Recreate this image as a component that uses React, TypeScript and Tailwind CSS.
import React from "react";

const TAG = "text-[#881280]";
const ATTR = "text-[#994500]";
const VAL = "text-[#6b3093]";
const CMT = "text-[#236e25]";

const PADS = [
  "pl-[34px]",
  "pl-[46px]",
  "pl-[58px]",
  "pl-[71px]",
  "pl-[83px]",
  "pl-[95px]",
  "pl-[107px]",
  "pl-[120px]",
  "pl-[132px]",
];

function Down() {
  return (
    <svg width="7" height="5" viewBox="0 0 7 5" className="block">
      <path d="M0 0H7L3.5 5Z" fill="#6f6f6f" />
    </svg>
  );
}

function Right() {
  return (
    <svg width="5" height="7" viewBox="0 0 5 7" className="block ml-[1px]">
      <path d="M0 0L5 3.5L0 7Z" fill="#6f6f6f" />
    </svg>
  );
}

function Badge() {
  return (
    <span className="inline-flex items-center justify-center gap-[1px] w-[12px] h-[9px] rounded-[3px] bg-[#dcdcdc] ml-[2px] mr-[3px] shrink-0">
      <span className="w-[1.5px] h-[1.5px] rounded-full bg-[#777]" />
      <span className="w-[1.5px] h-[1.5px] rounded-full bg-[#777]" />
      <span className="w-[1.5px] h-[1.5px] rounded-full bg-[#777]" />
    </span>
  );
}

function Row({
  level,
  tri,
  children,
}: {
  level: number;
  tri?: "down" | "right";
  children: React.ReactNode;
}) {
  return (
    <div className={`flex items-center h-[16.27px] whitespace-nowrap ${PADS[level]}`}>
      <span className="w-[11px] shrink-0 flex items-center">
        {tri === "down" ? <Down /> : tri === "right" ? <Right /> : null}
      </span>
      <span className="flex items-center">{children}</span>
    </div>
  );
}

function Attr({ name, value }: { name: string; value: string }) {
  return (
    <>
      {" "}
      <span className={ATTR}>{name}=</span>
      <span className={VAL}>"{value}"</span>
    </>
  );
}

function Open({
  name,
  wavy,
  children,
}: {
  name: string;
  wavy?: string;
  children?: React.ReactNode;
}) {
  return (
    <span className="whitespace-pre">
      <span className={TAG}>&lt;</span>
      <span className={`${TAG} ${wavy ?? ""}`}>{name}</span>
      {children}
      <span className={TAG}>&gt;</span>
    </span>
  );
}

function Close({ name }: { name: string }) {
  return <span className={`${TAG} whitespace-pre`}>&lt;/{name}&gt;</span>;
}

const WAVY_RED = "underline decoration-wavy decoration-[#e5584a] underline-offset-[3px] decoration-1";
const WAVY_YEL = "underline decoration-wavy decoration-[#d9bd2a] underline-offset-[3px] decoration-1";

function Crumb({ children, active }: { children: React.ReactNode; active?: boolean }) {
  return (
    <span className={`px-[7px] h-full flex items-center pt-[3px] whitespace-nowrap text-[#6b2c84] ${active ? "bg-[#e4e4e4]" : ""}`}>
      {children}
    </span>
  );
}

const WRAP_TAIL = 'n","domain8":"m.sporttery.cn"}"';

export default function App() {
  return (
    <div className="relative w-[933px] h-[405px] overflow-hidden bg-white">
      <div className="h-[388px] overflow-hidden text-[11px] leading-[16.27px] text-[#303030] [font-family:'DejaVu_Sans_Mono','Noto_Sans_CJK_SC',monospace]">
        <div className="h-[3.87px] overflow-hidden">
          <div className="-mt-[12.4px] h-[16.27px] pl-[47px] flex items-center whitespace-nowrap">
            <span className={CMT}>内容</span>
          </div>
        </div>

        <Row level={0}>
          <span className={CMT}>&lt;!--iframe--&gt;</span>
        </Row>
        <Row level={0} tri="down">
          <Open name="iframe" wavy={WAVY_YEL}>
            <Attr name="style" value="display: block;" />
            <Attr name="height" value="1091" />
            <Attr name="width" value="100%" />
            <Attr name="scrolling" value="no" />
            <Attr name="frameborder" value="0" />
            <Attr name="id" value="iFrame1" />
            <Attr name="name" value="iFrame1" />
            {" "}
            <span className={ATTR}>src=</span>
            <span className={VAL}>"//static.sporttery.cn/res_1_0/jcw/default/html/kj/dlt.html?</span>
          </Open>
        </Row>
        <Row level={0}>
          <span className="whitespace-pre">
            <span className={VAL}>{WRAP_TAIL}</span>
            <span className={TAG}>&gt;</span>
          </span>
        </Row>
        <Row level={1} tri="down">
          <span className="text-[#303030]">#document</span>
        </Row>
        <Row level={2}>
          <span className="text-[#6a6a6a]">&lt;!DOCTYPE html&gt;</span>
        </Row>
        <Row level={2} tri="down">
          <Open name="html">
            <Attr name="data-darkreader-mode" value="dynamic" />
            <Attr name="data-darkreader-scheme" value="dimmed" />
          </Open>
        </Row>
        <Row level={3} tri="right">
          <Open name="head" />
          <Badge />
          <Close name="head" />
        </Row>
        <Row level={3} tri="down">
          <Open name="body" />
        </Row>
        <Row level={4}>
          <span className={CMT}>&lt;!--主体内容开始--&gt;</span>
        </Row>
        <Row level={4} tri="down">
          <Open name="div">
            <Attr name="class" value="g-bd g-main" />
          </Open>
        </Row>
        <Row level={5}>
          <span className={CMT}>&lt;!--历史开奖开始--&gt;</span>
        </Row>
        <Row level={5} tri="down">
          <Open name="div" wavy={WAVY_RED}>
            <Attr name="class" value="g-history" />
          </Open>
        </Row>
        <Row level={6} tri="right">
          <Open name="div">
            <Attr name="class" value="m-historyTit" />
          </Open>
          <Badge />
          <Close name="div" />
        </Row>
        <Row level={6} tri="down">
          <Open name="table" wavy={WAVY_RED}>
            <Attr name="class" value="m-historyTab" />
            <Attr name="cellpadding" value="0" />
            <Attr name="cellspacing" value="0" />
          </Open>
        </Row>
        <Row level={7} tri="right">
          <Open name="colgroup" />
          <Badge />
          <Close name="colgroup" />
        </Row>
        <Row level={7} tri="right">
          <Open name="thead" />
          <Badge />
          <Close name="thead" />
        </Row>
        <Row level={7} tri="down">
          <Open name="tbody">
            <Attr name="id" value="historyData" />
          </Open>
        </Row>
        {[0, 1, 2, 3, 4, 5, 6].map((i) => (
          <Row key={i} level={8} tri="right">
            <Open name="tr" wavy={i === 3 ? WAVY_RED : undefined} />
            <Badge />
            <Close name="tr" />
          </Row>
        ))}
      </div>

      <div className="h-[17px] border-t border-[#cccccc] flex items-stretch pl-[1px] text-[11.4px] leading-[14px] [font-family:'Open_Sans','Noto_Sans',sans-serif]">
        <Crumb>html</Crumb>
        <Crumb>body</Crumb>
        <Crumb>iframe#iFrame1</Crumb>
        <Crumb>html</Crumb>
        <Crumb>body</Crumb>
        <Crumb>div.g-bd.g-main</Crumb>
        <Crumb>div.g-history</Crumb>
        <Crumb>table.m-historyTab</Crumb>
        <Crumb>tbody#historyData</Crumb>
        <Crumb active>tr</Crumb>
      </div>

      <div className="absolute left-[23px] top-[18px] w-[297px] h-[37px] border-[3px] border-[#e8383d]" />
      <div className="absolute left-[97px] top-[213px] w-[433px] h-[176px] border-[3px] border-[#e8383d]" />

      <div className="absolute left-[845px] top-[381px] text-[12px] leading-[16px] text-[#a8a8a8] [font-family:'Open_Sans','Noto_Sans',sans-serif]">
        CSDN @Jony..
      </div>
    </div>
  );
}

━━━

What the task asks: Reproduce all the data word for word.

Solution below:
Recreate this image as a component that uses React, TypeScript and Tailwind CSS.
import React from "react";

const TAG = "text-[#881280]";
const ATTR = "text-[#994500]";
const VAL = "text-[#6b3093]";
const CMT = "text-[#236e25]";

const PADS = [
  "pl-[34px]",
  "pl-[46px]",
  "pl-[58px]",
  "pl-[71px]",
  "pl-[83px]",
  "pl-[95px]",
  "pl-[107px]",
  "pl-[120px]",
  "pl-[132px]",
];

function Down() {
  return (
    <svg width="7" height="5" viewBox="0 0 7 5" className="block">
      <path d="M0 0H7L3.5 5Z" fill="#6f6f6f" />
    </svg>
  );
}

function Right() {
  return (
    <svg width="5" height="7" viewBox="0 0 5 7" className="block ml-[1px]">
      <path d="M0 0L5 3.5L0 7Z" fill="#6f6f6f" />
    </svg>
  );
}

function Badge() {
  return (
    <span className="inline-flex items-center justify-center gap-[1px] w-[12px] h-[9px] rounded-[3px] bg-[#dcdcdc] ml-[2px] mr-[3px] shrink-0">
      <span className="w-[1.5px] h-[1.5px] rounded-full bg-[#777]" />
      <span className="w-[1.5px] h-[1.5px] rounded-full bg-[#777]" />
      <span className="w-[1.5px] h-[1.5px] rounded-full bg-[#777]" />
    </span>
  );
}

function Row({
  level,
  tri,
  children,
}: {
  level: number;
  tri?: "down" | "right";
  children: React.ReactNode;
}) {
  return (
    <div className={`flex items-center h-[16.27px] whitespace-nowrap ${PADS[level]}`}>
      <span className="w-[11px] shrink-0 flex items-center">
        {tri === "down" ? <Down /> : tri === "right" ? <Right /> : null}
      </span>
      <span className="flex items-center">{children}</span>
    </div>
  );
}

function Attr({ name, value }: { name: string; value: string }) {
  return (
    <>
      {" "}
      <span className={ATTR}>{name}=</span>
      <span className={VAL}>"{value}"</span>
    </>
  );
}

function Open({
  name,
  wavy,
  children,
}: {
  name: string;
  wavy?: string;
  children?: React.ReactNode;
}) {
  return (
    <span className="whitespace-pre">
      <span className={TAG}>&lt;</span>
      <span className={`${TAG} ${wavy ?? ""}`}>{name}</span>
      {children}
      <span className={TAG}>&gt;</span>
    </span>
  );
}

function Close({ name }: { name: string }) {
  return <span className={`${TAG} whitespace-pre`}>&lt;/{name}&gt;</span>;
}

const WAVY_RED = "underline decoration-wavy decoration-[#e5584a] underline-offset-[3px] decoration-1";
const WAVY_YEL = "underline decoration-wavy decoration-[#d9bd2a] underline-offset-[3px] decoration-1";

function Crumb({ children, active }: { children: React.ReactNode; active?: boolean }) {
  return (
    <span className={`px-[7px] h-full flex items-center pt-[3px] whitespace-nowrap text-[#6b2c84] ${active ? "bg-[#e4e4e4]" : ""}`}>
      {children}
    </span>
  );
}

const WRAP_TAIL = 'n","domain8":"m.sporttery.cn"}"';

export default function App() {
  return (
    <div className="relative w-[933px] h-[405px] overflow-hidden bg-white">
      <div className="h-[388px] overflow-hidden text-[11px] leading-[16.27px] text-[#303030] [font-family:'DejaVu_Sans_Mono','Noto_Sans_CJK_SC',monospace]">
        <div className="h-[3.87px] overflow-hidden">
          <div className="-mt-[12.4px] h-[16.27px] pl-[47px] flex items-center whitespace-nowrap">
            <span className={CMT}>内容</span>
          </div>
        </div>

        <Row level={0}>
          <span className={CMT}>&lt;!--iframe--&gt;</span>
        </Row>
        <Row level={0} tri="down">
          <Open name="iframe" wavy={WAVY_YEL}>
            <Attr name="style" value="display: block;" />
            <Attr name="height" value="1091" />
            <Attr name="width" value="100%" />
            <Attr name="scrolling" value="no" />
            <Attr name="frameborder" value="0" />
            <Attr name="id" value="iFrame1" />
            <Attr name="name" value="iFrame1" />
            {" "}
            <span className={ATTR}>src=</span>
            <span className={VAL}>"//static.sporttery.cn/res_1_0/jcw/default/html/kj/dlt.html?</span>
          </Open>
        </Row>
        <Row level={0}>
          <span className="whitespace-pre">
            <span className={VAL}>{WRAP_TAIL}</span>
            <span className={TAG}>&gt;</span>
          </span>
        </Row>
        <Row level={1} tri="down">
          <span className="text-[#303030]">#document</span>
        </Row>
        <Row level={2}>
          <span className="text-[#6a6a6a]">&lt;!DOCTYPE html&gt;</span>
        </Row>
        <Row level={2} tri="down">
          <Open name="html">
            <Attr name="data-darkreader-mode" value="dynamic" />
            <Attr name="data-darkreader-scheme" value="dimmed" />
          </Open>
        </Row>
        <Row level={3} tri="right">
          <Open name="head" />
          <Badge />
          <Close name="head" />
        </Row>
        <Row level={3} tri="down">
          <Open name="body" />
        </Row>
        <Row level={4}>
          <span className={CMT}>&lt;!--主体内容开始--&gt;</span>
        </Row>
        <Row level={4} tri="down">
          <Open name="div">
            <Attr name="class" value="g-bd g-main" />
          </Open>
        </Row>
        <Row level={5}>
          <span className={CMT}>&lt;!--历史开奖开始--&gt;</span>
        </Row>
        <Row level={5} tri="down">
          <Open name="div" wavy={WAVY_RED}>
            <Attr name="class" value="g-history" />
          </Open>
        </Row>
        <Row level={6} tri="right">
          <Open name="div">
            <Attr name="class" value="m-historyTit" />
          </Open>
          <Badge />
          <Close name="div" />
        </Row>
        <Row level={6} tri="down">
          <Open name="table" wavy={WAVY_RED}>
            <Attr name="class" value="m-historyTab" />
            <Attr name="cellpadding" value="0" />
            <Attr name="cellspacing" value="0" />
          </Open>
        </Row>
        <Row level={7} tri="right">
          <Open name="colgroup" />
          <Badge />
          <Close name="colgroup" />
        </Row>
        <Row level={7} tri="right">
          <Open name="thead" />
          <Badge />
          <Close name="thead" />
        </Row>
        <Row level={7} tri="down">
          <Open name="tbody">
            <Attr name="id" value="historyData" />
          </Open>
        </Row>
        {[0, 1, 2, 3, 4, 5, 6].map((i) => (
          <Row key={i} level={8} tri="right">
            <Open name="tr" wavy={i === 3 ? WAVY_RED : undefined} />
            <Badge />
            <Close name="tr" />
          </Row>
        ))}
      </div>

      <div className="h-[17px] border-t border-[#cccccc] flex items-stretch pl-[1px] text-[11.4px] leading-[14px] [font-family:'Open_Sans','Noto_Sans',sans-serif]">
        <Crumb>html</Crumb>
        <Crumb>body</Crumb>
        <Crumb>iframe#iFrame1</Crumb>
        <Crumb>html</Crumb>
        <Crumb>body</Crumb>
        <Crumb>div.g-bd.g-main</Crumb>
        <Crumb>div.g-history</Crumb>
        <Crumb>table.m-historyTab</Crumb>
        <Crumb>tbody#historyData</Crumb>
        <Crumb active>tr</Crumb>
      </div>

      <div className="absolute left-[23px] top-[18px] w-[297px] h-[37px] border-[3px] border-[#e8383d]" />
      <div className="absolute left-[97px] top-[213px] w-[433px] h-[176px] border-[3px] border-[#e8383d]" />

      <div className="absolute left-[845px] top-[381px] text-[12px] leading-[16px] text-[#a8a8a8] [font-family:'Open_Sans','Noto_Sans',sans-serif]">
        CSDN @Jony..
      </div>
    </div>
  );
}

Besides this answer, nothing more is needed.